In a shocking turn of events, 23-year-old Maher Maaroufe recently pleaded guilty to the manslaughter of his 19-year-old girlfriend, Sabita Thanwani.
The tragic incident occurred on March 19, 2022, in Clerkenwell, central London.
Maaroufe, originally from Tunisia, denied committing murder, attributing his actions to diminished responsibility resulting from his diagnosed schizo-affective disorder.
Allegations of Supernatural Beliefs
During the court hearing at the Old Bailey, disturbing details emerged about Maaroufe’s state of mind at the time of the incident.
The court heard that Maaroufe, a cannabis smoker suffering from paranoia and hallucinations, believed that Thanwani had transformed into a male devil before his eyes on that fateful night.
Dr. Christian Brown, a consultant psychiatrist treating Maaroufe at Broadmoor maximum security hospital, revealed that Maaroufe was apparently unaware of his actions during the violent act.
Unraveling the Psychological Landscape
Dr. Brown elaborated on Maaroufe’s account, stating that he sensed wrongdoing only minutes or hours after the offense.
The psychiatrist highlighted the extreme level of violence and attributed Maaroufe’s subsequent erratic behavior, including wearing women’s clothes, going into hiding, and headbutting a police officer, to his psychotic illness.
The Tragic Discovery
The police were alerted to the incident at Arbour House in Sebastian Street when a neighbor overheard Thanwani pleading with Maaroufe to stop, expressing difficulty breathing and fearing for her life.
Upon entering Thanwani’s room, officers discovered her lifeless body with 18 cuts to her face, neck, and chest. She was pronounced dead at the scene at 6 am.
Maaroufe’s Flight and Legal Status
Following the crime, Maaroufe, wearing a balaclava, fled the scene.
He was later found by the police sleeping under tarpaulin in a garden shed, where he resisted arrest by headbutting a detective constable.
Notably, Maaroufe had legally entered the UK but faced deportation as an overstayer in August 2019.
Despite applying for asylum, his legal status remained unresolved.
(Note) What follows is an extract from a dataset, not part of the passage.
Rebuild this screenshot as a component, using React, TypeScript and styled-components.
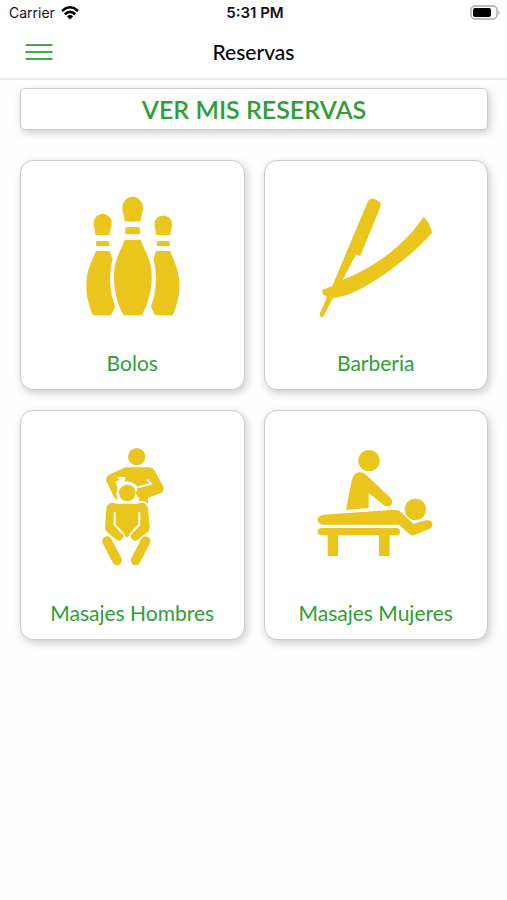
import React from 'react';
import styled, { createGlobalStyle } from 'styled-components';

const GREEN = '#2f9e35';
const GOLD = '#eac51c';

const GlobalStyle = createGlobalStyle`
  *, *::before, *::after { box-sizing: border-box; }
  body {
    margin: 0;
    background: #fefefe;
    font-family: Lato, 'Liberation Sans', sans-serif;
  }
  button { font-family: inherit; cursor: pointer; }
`;

const Screen = styled.div`
  min-height: 100vh;
  display: flex;
  flex-direction: column;
`;

const StatusBar = styled.div`
  display: grid;
  grid-template-columns: 1fr auto 1fr;
  align-items: center;
  height: 26px;
  padding: 0 6px 0 9px;
  background: #fff;
  color: #111;
  font-family: Inter, 'Liberation Sans', sans-serif;
  font-size: 14px;
  line-height: 20px;
`;

const Carrier = styled.div`
  display: flex;
  align-items: center;
  gap: 6px;
`;

const Clock = styled.time`
  font-size: 15px;
  font-weight: 600;
`;

const Battery = styled.svg`
  justify-self: end;
`;

const NavBar = styled.header`
  display: grid;
  grid-template-columns: 1fr auto 1fr;
  align-items: center;
  height: 54px;
  padding: 0 20px;
  background: #fff;
  border-bottom: 2px solid #ececec;
`;

const MenuButton = styled.button`
  justify-self: start;
  display: flex;
  padding: 5px;
  border: 0;
  background: none;
  color: #45a84b;
`;

const Title = styled.h1`
  margin: 0;
  color: #0a0a0a;
  font-size: 21px;
  font-weight: 500;
  line-height: 26px;
`;

const Content = styled.main`
  display: flex;
  flex-direction: column;
  gap: 30px;
  padding: 8px 19px 20px 20px;
`;

const ReservationsButton = styled.button`
  height: 42px;
  padding: 0;
  border: 1px solid #cbcbcb;
  border-radius: 5px;
  background: #fff;
  box-shadow: 2px 3px 8px rgba(0, 0, 0, 0.2);
  color: ${GREEN};
  font-size: 25px;
  font-weight: 600;
  line-height: 30px;
`;

const Grid = styled.div`
  display: grid;
  grid-template-columns: 1fr 1fr;
  gap: 20px 19px;
`;

const Card = styled.button`
  display: flex;
  flex-direction: column;
  align-items: center;
  gap: 18px;
  padding: 20px 8px 12px;
  border: 1px solid #cbcbcb;
  border-radius: 13px;
  background: #fff;
  box-shadow: 2px 3px 8px rgba(0, 0, 0, 0.2);
  color: ${GREEN};
  font-size: 21px;
  line-height: 28px;
`;

const Picture = styled.svg`
  width: 150px;
  height: 150px;
  fill: ${GOLD};
`;

const Bowling = () => (
  <Picture viewBox="-54 -12 450 450" aria-hidden="true">
    <path d="M149 108 C148 91 142 84 142 68 A31 33 0 0 1 204 68 C204 84 198 91 197 108 Q173 113 149 108Z" />
    <path d="M152 127 Q173 123 194 127 L196 146 Q173 149 150 146Z" />
    <path d="M149 164 H197 C208 195 230 225 230 276 C230 320 218 360 200 391 H146 C128 360 117 320 117 276 C117 225 138 195 149 164Z" />
    <path d="M61 150 C61 136 56 129 56 114 A27 28 0 0 1 110 114 C110 129 104 136 104 150Z" />
    <path d="M64 168 H101 L103 183 H63Z" />
    <path d="M63 198 H103 L113 223 C104 250 102 300 112 338 L120 365 L108 391 H54 C42 365 34 335 34 300 C34 255 50 230 63 198Z" />
    <path d="M243 150 C243 136 238 129 238 114 A27 28 0 0 1 291 114 C291 129 286 136 286 150Z" />
    <path d="M246 168 H283 L285 183 H245Z" />
    <path d="M243 198 H286 C297 230 313 255 313 300 C313 335 305 365 293 391 H240 L228 365 L236 338 C246 300 244 250 235 223Z" />
  </Picture>
);

const Razor = () => (
  <Picture viewBox="-27 -12 450 450" aria-hidden="true">
    <path d="M174 48 Q180 38 192 41 L206 49 Q215 55 211 65 L151 213 L138 208 L98 284 C183 253 282 184 341 95 Q359 112 366 143 C309 208 226 272 151 312 Q105 336 69 339 L41 392 Q36 399 30 393 Q28 390 31 382 L51 336 L38 326 Q33 315 43 312 L67 303Z" />
  </Picture>
);

const MenMassage = () => (
  <Picture viewBox="-99 -12 450 450" aria-hidden="true">
    <circle cx="140" cy="65" r="26" />
    <path d="M106 97 H178 Q188 98 193 106 L220 155 Q224 168 211 175 L174 188 V219 Q165 204 146 200 Q147 193 149 188 Q137 182 137 170 Q138 162 145 158 Q132 141 113 139 Q92 140 82 158 Q77 177 84 194 L74 190 L49 138 Q46 126 57 119Z" />
    <path d="M76 140 L88 134 L80 127 L91 125 L108 126 L102 143 Q89 146 82 157Z" fill="#fff" />
    <path d="M145 157 L183 146 L171 134" fill="none" stroke="#fff" strokeWidth="6" />
    <circle cx="112" cy="174" r="32" fill="#fff" />
    <circle cx="112" cy="174" r="25" />
    <path d="M150 160 L170 155 V188 H148 Q138 182 138 174 Q139 164 150 160Z" />
    <path
      d="M66 203 Q88 208 111 206 Q134 208 156 203 Q172 205 174 220 L179 277 Q179 285 173 291 L142 315 Q131 321 124 309 L120 298 L111 308 L102 298 L98 309 Q92 321 80 315 L51 291 Q44 285 45 276 L49 220 Q51 206 66 203Z"
      stroke="#fff"
      strokeWidth="10"
      paintOrder="stroke"
    />
    <path d="M74 232 V269 L102 299 M148 232 V269 L120 299" fill="none" stroke="#fff" strokeWidth="6" />
    <path d="M51 318 L81 376 M167 318 L137 376" fill="none" stroke={GOLD} strokeWidth="29" strokeLinecap="round" />
  </Picture>
);

const WomenMassage = () => (
  <Picture viewBox="-12 -12 450 450" aria-hidden="true">
    <circle cx="192" cy="77" r="32" />
    <path d="M123 224 L140 137 Q146 112 164 111 Q175 111 185 121 L256 188 Q266 198 259 209 Q249 219 237 211 L191 174 V219Z" />
    <circle cx="331" cy="223" r="32" />
    <path d="M55 239 L271 224 Q279 224 285 229 L325 266 L363 256 Q378 253 382 265 Q384 277 373 282 L325 301 Q318 302 312 296 L282 269 H53 Q38 266 38 254 Q39 242 55 239Z" />
    <path d="M50 279 H273 Q285 280 285 290 Q285 301 273 301 H254 V363 H222 V301 H99 V363 H68 V301 H50 Q38 299 38 290 Q38 280 50 279Z" />
  </Picture>
);

const services = [
  { name: 'Bolos', Art: Bowling },
  { name: 'Barberia', Art: Razor },
  { name: 'Masajes Hombres', Art: MenMassage },
  { name: 'Masajes Mujeres', Art: WomenMassage },
];

export default function App() {
  return (
    <Screen>
      <GlobalStyle />
      <StatusBar>
        <Carrier>
          <span>Carrier</span>
          <svg width="18" height="14" viewBox="0 0 18 14" fill="none" stroke="#000" strokeWidth="2.5" aria-label="Wi-Fi">
            <path d="M1 5 Q9 -2.4 17 5" />
            <path d="M3.8 8.2 Q9 3.6 14.2 8.2" />
            <path d="M9 13.5 L5.8 10.3 Q9 7.8 12.2 10.3Z" fill="#000" stroke="none" />
          </svg>
        </Carrier>
        <Clock>5:31 PM</Clock>
        <Battery width="31" height="16" viewBox="0 0 31 16" aria-label="Battery">
          <rect x="1" y="1" width="26" height="13" rx="4" fill="#fff" stroke="#aaa" strokeWidth="1.5" />
          <rect x="3" y="3" width="18" height="9" rx="2" fill="#000" />
          <path d="M28.5 5 Q31 7.5 28.5 10Z" fill="#aaa" />
        </Battery>
      </StatusBar>
      <NavBar>
        <MenuButton type="button" aria-label="Menu">
          <svg width="28" height="18" viewBox="0 0 28 18" stroke="currentColor" strokeWidth="2">
            <path d="M0.5 2 H27.5 M0.5 9 H27.5 M0.5 16 H27.5" />
          </svg>
        </MenuButton>
        <Title>Reservas</Title>
      </NavBar>
      <Content>
        <ReservationsButton type="button">VER MIS RESERVAS</ReservationsButton>
        <Grid>
          {services.map(({ name, Art }) => (
            <Card key={name} type="button">
              <Art />
              <span>{name}</span>
            </Card>
          ))}
        </Grid>
      </Content>
    </Screen>
  );
}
Legal Proceedings and Future Sentencing
The court accepted Maaroufe’s plea, and he will not face trial for murder. In addition to manslaughter, he pleaded guilty to assaulting an emergency worker.
Maaroufe, appearing in court with four dock officers, was assisted by an Arabic interpreter and has been remanded back into custody.
His sentencing is scheduled for December 8 at the Old Bailey.
The tragic case raises questions about the intersection of mental health, criminal responsibility, and the adequacy of support systems.